Andro v City of New York
Annotate this CaseTimothy Andro, Respondent,
v
City of New York et al., Appellants.
—[*1] Traub Lieberman Straus & Shrewsberry LLP, Hawthorne, N.Y. (Jerri A. DeCamp and Robert M. Leff of counsel), for appellants.
Neimark & Neimark LLP, New City, N.Y. (Ira H. Lapp of counsel), for respondent.
In an action to recover damages for personal injuries, the defendants appeal from an amended order of the Supreme Court, Queens County (Flug, J.), dated March 27, 2008, which granted that branch of the plaintiff's motion which was for summary judgment on the issue of liability on the cause of action to recover damages pursuant to Labor Law § 240 (1) and, in effect, denied that branch of their cross motion which was for summary judgment dismissing that cause of action.

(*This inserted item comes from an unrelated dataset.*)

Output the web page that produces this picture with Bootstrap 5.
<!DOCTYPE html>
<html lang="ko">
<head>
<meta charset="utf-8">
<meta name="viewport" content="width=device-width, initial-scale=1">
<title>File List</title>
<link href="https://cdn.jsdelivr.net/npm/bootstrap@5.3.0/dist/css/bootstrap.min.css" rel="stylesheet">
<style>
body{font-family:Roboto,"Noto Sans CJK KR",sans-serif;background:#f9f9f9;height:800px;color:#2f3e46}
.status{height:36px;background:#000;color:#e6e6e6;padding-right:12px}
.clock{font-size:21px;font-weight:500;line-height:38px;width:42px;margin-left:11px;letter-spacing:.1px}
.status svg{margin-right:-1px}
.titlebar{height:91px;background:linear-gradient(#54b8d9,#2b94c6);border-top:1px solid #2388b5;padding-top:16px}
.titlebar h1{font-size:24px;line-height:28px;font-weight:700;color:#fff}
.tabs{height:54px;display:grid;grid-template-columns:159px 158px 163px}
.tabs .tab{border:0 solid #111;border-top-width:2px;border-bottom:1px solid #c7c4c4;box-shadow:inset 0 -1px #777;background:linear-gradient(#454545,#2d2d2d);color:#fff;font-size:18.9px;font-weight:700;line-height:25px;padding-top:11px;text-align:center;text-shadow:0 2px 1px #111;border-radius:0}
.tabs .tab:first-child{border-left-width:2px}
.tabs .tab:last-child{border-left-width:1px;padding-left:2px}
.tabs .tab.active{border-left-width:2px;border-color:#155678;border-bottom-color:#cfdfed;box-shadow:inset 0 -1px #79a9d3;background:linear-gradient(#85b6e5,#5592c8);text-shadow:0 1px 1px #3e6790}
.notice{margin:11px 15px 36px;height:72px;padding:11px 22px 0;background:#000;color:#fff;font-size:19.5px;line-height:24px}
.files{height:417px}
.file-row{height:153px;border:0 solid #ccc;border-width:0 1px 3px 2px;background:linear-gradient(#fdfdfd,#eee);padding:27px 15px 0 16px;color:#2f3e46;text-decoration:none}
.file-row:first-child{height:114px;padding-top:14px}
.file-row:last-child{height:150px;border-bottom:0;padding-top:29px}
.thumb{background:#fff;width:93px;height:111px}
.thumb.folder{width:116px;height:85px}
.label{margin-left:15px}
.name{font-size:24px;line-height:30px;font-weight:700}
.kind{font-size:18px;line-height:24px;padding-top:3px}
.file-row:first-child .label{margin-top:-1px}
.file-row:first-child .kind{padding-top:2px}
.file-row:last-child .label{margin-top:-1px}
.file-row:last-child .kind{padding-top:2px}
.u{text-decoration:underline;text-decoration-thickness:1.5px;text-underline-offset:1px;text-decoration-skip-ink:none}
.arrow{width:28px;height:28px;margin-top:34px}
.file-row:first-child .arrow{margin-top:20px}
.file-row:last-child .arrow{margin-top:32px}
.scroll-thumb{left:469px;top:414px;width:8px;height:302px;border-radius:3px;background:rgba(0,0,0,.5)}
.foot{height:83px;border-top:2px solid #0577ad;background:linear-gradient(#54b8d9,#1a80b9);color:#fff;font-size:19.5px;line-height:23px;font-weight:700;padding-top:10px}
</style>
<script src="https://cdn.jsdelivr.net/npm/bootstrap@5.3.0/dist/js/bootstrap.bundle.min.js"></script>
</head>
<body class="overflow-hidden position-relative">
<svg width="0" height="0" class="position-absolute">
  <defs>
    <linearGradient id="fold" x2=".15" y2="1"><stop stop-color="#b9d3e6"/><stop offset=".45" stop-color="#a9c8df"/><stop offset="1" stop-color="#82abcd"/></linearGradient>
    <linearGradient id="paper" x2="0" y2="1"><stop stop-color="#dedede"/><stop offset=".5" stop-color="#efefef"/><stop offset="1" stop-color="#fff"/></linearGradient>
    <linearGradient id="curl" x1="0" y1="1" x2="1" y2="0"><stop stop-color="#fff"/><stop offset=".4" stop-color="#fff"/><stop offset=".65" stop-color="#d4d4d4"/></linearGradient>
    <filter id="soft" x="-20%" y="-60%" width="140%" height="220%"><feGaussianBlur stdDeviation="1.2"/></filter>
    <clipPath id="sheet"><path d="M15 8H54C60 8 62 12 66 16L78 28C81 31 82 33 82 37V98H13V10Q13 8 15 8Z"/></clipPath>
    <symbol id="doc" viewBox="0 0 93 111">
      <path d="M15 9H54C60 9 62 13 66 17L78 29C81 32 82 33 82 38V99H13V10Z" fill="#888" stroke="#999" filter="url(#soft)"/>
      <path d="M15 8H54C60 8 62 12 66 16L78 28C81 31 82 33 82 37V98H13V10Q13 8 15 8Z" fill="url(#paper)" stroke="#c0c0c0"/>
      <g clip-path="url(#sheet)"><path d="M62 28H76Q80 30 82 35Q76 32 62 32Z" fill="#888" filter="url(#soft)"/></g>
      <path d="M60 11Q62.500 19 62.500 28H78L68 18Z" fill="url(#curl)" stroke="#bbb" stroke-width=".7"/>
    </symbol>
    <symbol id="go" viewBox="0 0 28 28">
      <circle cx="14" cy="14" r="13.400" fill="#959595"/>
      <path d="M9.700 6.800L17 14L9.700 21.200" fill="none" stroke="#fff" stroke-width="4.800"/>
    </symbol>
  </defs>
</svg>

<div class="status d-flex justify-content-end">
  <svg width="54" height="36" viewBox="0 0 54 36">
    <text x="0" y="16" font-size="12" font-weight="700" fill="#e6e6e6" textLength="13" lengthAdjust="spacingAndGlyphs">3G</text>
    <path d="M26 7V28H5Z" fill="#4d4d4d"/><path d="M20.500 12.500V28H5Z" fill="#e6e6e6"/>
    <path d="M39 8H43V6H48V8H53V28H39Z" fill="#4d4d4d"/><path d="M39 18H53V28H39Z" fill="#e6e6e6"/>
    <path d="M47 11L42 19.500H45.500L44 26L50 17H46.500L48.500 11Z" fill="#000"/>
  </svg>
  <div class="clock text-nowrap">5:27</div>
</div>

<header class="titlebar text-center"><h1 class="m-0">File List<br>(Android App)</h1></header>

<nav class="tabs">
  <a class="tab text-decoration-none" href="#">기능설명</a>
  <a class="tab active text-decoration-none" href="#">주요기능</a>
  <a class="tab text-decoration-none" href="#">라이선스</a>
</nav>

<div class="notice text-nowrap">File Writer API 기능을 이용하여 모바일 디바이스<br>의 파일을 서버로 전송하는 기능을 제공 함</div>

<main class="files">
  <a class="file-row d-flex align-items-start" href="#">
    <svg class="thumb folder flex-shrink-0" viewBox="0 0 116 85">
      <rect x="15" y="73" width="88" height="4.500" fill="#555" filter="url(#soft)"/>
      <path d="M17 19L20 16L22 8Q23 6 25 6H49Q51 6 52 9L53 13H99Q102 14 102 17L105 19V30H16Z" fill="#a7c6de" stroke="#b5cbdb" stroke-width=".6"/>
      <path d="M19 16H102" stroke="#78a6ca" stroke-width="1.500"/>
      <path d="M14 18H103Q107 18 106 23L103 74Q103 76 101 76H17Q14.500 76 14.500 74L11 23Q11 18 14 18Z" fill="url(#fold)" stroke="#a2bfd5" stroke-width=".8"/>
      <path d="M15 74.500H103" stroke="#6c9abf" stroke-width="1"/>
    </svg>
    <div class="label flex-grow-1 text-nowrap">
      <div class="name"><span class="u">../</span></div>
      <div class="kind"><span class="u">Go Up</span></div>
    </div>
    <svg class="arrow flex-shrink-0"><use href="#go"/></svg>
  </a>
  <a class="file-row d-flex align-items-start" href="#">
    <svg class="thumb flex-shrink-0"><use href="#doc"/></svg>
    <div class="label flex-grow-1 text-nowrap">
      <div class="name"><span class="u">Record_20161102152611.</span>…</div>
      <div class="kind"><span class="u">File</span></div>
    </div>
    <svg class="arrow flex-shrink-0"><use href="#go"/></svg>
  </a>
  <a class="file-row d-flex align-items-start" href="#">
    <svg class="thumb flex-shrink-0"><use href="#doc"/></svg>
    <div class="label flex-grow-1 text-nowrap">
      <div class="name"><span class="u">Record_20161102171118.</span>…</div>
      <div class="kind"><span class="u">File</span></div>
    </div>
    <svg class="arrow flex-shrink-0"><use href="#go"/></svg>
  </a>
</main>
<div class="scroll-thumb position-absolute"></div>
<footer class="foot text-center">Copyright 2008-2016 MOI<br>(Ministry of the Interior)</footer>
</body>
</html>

Ordered that the order is modified, on the law, by deleting the provision thereof granting that branch of the plaintiff's motion which was for summary judgment on the issue of liability on the cause of action to recover damages pursuant to Labor Law § 240 (1), and substituting therefor a provision denying that branch of the plaintiff's motion; as so modified, the order is affirmed, with costs to the defendants, and the matter is remitted to the Supreme Court, Queens County, for a determination on the merits of those branches of the motion and cross motion which sought relief on the causes of action to recover damages pursuant to Labor Law §§ 200, 241 (b), and common-law negligence.

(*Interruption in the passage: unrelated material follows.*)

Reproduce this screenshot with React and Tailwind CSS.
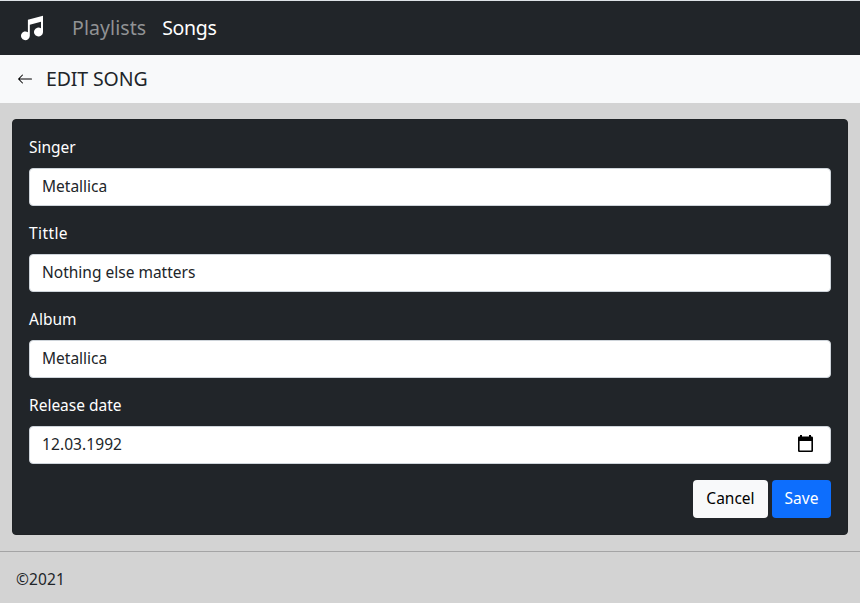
import { BsArrowLeft } from "react-icons/bs";

function MusicLogo() {
  return (
    <svg width="24" height="26" viewBox="0 0 24 26" fill="#fff" aria-hidden="true">
      <path d="M7.9 4.7 23 .8V17.2A4.5 4.5 0 1 1 21 13.2V6.8L9.8 9.7V21A4.4 4.4 0 1 1 7.9 17.2Z" />
    </svg>
  );
}

function CalendarIcon() {
  return (
    <svg className="mb-[3px]" width="15" height="17" viewBox="0 0 15 17" aria-hidden="true">
      <path
        fillRule="evenodd"
        d="M2 0H4V1.5H11V0H13V1.5H13.7Q15 1.5 15 2.8V15.7Q15 17 13.7 17H1.3Q0 17 0 15.7V2.8Q0 1.5 1.3 1.5H2ZM1.6 6V15.4H13.4V6Z"
      />
    </svg>
  );
}

function Field({ label, value, icon }) {
  return (
    <div className="mb-4">
      <div className="mb-[9px] h-[23px] leading-[22px] text-white">{label}</div>
      <div className="flex h-[38px] items-center justify-between rounded border border-[#ced4da] bg-white pr-[17px] pl-3">
        <span className="pb-0.5 leading-6">{value}</span>
        {icon}
      </div>
    </div>
  );
}

export default function App() {
  return (
    <div className="min-h-screen border-t border-[#dee2e6] bg-[#d3d3d3] font-['Noto_Sans','Open_Sans',sans-serif] text-[15.5px] text-[#212529]">
      <nav className="flex h-[54px] items-center bg-[#212529] pl-5 text-[19.5px]">
        <MusicLogo />
        <a className="ml-7 tracking-[0.08px] text-[#909294]">Playlists</a>
        <a className="ml-4 tracking-[-0.3px] text-white">Songs</a>
      </nav>
      <header className="flex h-12 items-center bg-[#f8f9fa] pl-[17px]">
        <BsArrowLeft size={16} color="#000" />
        <h1 className="ml-[13px] text-[19.5px] tracking-[-0.12px]">EDIT SONG</h1>
      </header>
      <main className="mx-3 mt-4 h-[416px] rounded border border-[#1f2225] bg-[#212529] p-4">
        <Field label="Singer" value="Metallica" />
        <Field label={<span className="tracking-[0.4px]">Tittle</span>} value="Nothing else matters" />
        <Field label="Album" value="Metallica" />
        <Field
          label="Release date"
          value={<span className="tracking-[0.08px]">12.03.1992</span>}
          icon={<CalendarIcon />}
        />
        <div className="flex justify-end gap-1">
          <button className="h-[38px] w-[75px] rounded bg-[#f8f9fa] text-black">Cancel</button>
          <button className="h-[38px] w-[59px] rounded bg-[#0d6efd] text-white">Save</button>
        </div>
      </main>
      <footer className="mt-4 border-t border-[#a4a4a5] px-4 pt-[15px] pb-4 leading-6 tracking-[0.1px]">©2021</footer>
    </div>
  );
}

To prevail on a claim under Labor Law § 240 (1), a plaintiff must prove that the statute was violated and that such violation was a proximate cause of the resulting injuries (see Blake v Neighborhood Hous. Servs. of N.Y. City, 1 NY3d 280, 287 [2003]). Here, in support of the branches of their respective motion and cross motion which were for summary judgment on the Labor Law § 240 (1) cause of action, neither the plaintiff nor the defendants made a prima facie showing of entitlement to judgment as a matter of law (see Bonilla v State of New York, 40 AD3d 673, 675 [2007]). The plaintiff's testimony at both his examination pursuant to General Municipal Law § 50-h and at his deposition indicates that he took note of the condition of the ladder he was using prior to his accident, admitted there was nothing wrong with it, and raises questions of fact as to whether his failure to use safety devices available at the work site, furnished by his employer, constituted the sole proximate cause of his accident (see Alvarez v Prospect Hosp., 68 NY2d 320 [1986]; Bonilla v State of New York, 40 AD3d at 674-675). [*2]

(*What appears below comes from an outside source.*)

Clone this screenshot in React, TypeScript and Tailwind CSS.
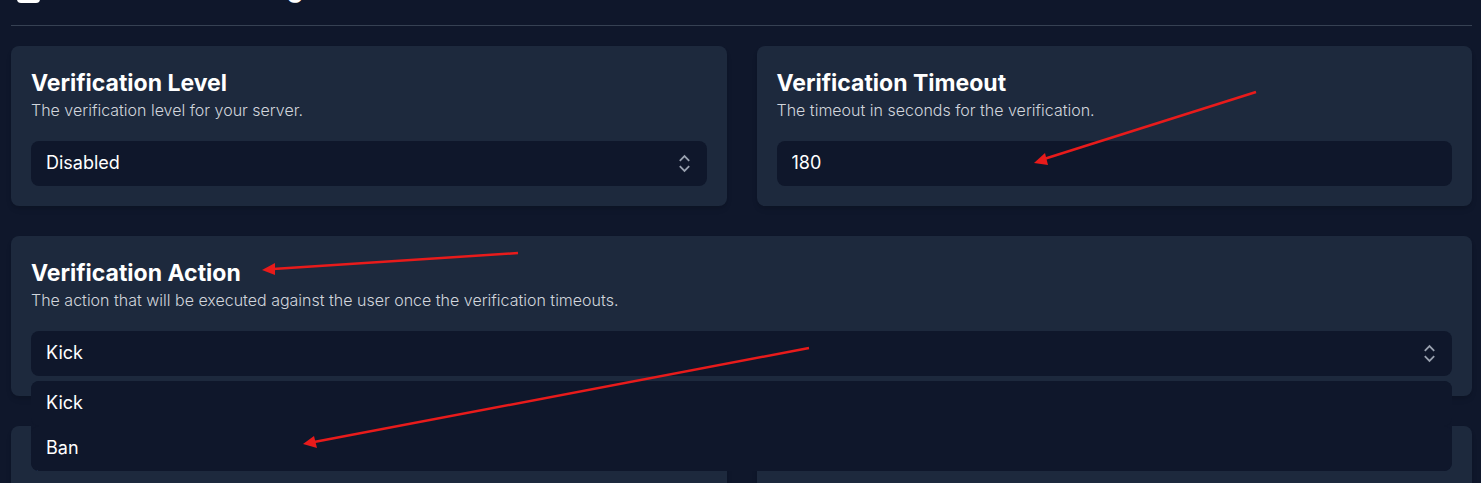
import React, { useState } from 'react';

type CardProps = {
  id: string;
  title: string;
  description?: string;
  wide?: boolean;
  children: React.ReactNode;
};

const FIELD = 'block w-full h-[45px] rounded-lg bg-slate-900 px-[15px] pb-[2px] text-lg text-white outline-none';

const ARROWS = [
  { line: 'M1256 92 L1044 159', head: '1034,163 1045,153 1048,165' },
  { line: 'M518 253 L273 269', head: '262,270 275,263 275,275' },
  { line: 'M809 348 L314 442', head: '303,444 314,436 317,448' },
];

const Card: React.FC<CardProps> = ({ id, title, description, wide, children }) => (
  <section className={`rounded-lg bg-slate-800 p-5 shadow-md ${wide ? 'col-span-2' : ''}`}>
    <label htmlFor={id} className="block text-[23px] leading-[34px] font-bold text-white whitespace-nowrap">{title}</label>
    {description && <p className="text-base leading-5 font-light text-gray-300">{description}</p>}
    <div className="relative mt-[21px]">{children}</div>
  </section>
);

const UpDownIcon = () => (
  <svg className="pointer-events-none absolute right-[10px] top-[10px] size-[25px] text-gray-400" viewBox="0 0 25 25" fill="none" stroke="currentColor" strokeWidth="1.8" aria-hidden="true">
    <path d="M7.8 9.8 12.5 5.1l4.7 4.7M7.8 15.2l4.7 4.7 4.7-4.7" />
  </svg>
);

const App: React.FC = () => {
  const [level, setLevel] = useState('Disabled');
  const [timeout, setTimeoutValue] = useState('180');
  const [action, setAction] = useState('Kick');

  return (
    <div className="relative h-screen overflow-hidden bg-slate-900 pl-[11px] pr-[9px] font-['Inter',sans-serif]">
      <header className="-mt-10 flex h-[66px] items-start gap-[18px] border-b border-gray-700 pl-[5px] text-white">
        <svg className="mt-[18px] size-[25px]" viewBox="0 0 25 25" fill="currentColor" aria-hidden="true">
          <rect x="1" y="1" width="23" height="24" rx="4" />
        </svg>
        <h1 className="mt-2 text-[26px] leading-10 font-bold">Verification Settings</h1>
      </header>

      <main className="mt-5 grid grid-cols-2 gap-[30px]">
        <Card id="level" title="Verification Level" description="The verification level for your server.">
          <select id="level" value={level} onChange={(e) => setLevel(e.target.value)} className={`${FIELD} appearance-none`}>
            <option>Disabled</option>
            <option>Enabled</option>
          </select>
          <UpDownIcon />
        </Card>

        <Card id="timeout" title="Verification Timeout" description="The timeout in seconds for the verification.">
          <input id="timeout" type="text" inputMode="numeric" value={timeout} onChange={(e) => setTimeoutValue(e.target.value)} className={FIELD} />
        </Card>

        <Card id="action" wide title="Verification Action" description="The action that will be executed against the user once the verification timeouts.">
          <select id="action" value={action} onChange={(e) => setAction(e.target.value)} className={`${FIELD} appearance-none`}>
            <option>Kick</option>
            <option>Ban</option>
          </select>
          <UpDownIcon />
          <div className="absolute inset-x-0 top-[50px] z-10 overflow-hidden rounded-lg bg-slate-900">
            {['Kick', 'Ban'].map(name => (
              <button key={name} type="button" onClick={() => setAction(name)} className={`${FIELD} text-left`}>{name}</button>
            ))}
          </div>
        </Card>

        <Card id="role" title="Verification Role">
          <input id="role" type="text" className={FIELD} />
        </Card>

        <Card id="channel" title="Verification Channel">
          <input id="channel" type="text" className={FIELD} />
        </Card>
      </main>

      <svg className="pointer-events-none absolute left-0 top-0 z-20 h-[483px] w-[1481px]" viewBox="0 0 1481 483" aria-hidden="true">
        {ARROWS.map(a => (
          <g key={a.head} className="fill-[#e81b1b] stroke-[#e81b1b]">
            <path d={a.line} strokeWidth="2.5" />
            <polygon points={a.head} stroke="none" />
          </g>
        ))}
      </svg>
    </div>
  );
};

export default App;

In light of our determination, the matter must be remitted to the Supreme Court, Queens County, to determine on the merits those branches of the motion and cross motion for relief on the causes of action to recover damages pursuant to Labor Law §§ 200, 241 (b), and common-law negligence, which had been denied by the Supreme Court as academic. Miller, J.P., Angiolillo, Eng and Austin, JJ., concur.